Insegnami a vivere costantemente alla tua presenza,
a fare ogni cosa per amore tuo.
Ermes Ronchi: Ad una cosa sola il profeta rende testimonianza: non alla grandezza, alla maestà, alla potenza di Dio, ma alla luce. Ed è subito la positività del Vangelo che fiorisce, l'annuncio del sole, la certezza che il rapporto con Dio crea nell'uomo e nella storia un movimento ascensionale verso più luminosa vita. Giovanni afferma che il mondo si regge su un principio di luce, che vale molto di più accendere una lampada che maledire mille volte la notte. Che la storia è una via crucis ma anche una via lucis che prende avvio quando, nei momenti oscuri che mi circondano, io ho il coraggio di fissare lo sguardo sulla linea mattinale della luce che sta sorgendo, che sembra minoritaria eppure è vincente, sui primi passi della bontà e della giustizia. Ad ogni credente è affidato il ministero profetico del Battista, quello di essere annunciatore non del degrado, dello sfascio, del peccato, che pure assedia il mondo, ma testimone di speranza e di futuro, di sole possibile, di un Dio sconosciuto e innamorato che è in mezzo a noi, guaritore delle vite.
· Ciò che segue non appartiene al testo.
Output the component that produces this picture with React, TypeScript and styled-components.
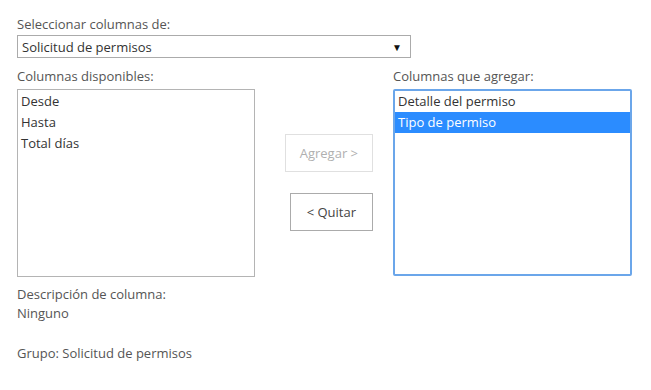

Chi sei tu? È rivolta anche a noi questa domanda decisiva. E la risposta è come in Giovanni, nello sfrondare da apparenze e illusioni la nostra vita. Io non sono l'uomo prestigioso che vorrei essere ne il fallito che temo di essere. Io non sono ciò che gli altri credono di me, né un santo, né solo peccatore. Io non sono il mio ruolo o la mia immagine. La mia identità ultima è Dio; il mio segreto è in sorgenti d'acqua viva che sono prima di me. La vita scorre nell'uomo, come acqua nel letto di un ruscello. L'uomo non è quell'acqua, ma senza di essa non è più. Così noi, senza Dio. E venne un uomo mandato da Dio. Anch'io sono un uomo mandato da Dio, anch'io testimone di luce, ognuno un profeta dove si condensa una sillaba del Verbo. Il nostro tempo è tempo della luce nel frammento opaco, di fiducia e smarrimento, dentro il quale io cerco l'elemosina di una voce che mi dica chi sono veramente. Un giorno Gesù darà la risposta, e sarà la più bella definizione dell'uomo: Voi siete luce! Luce del mondo.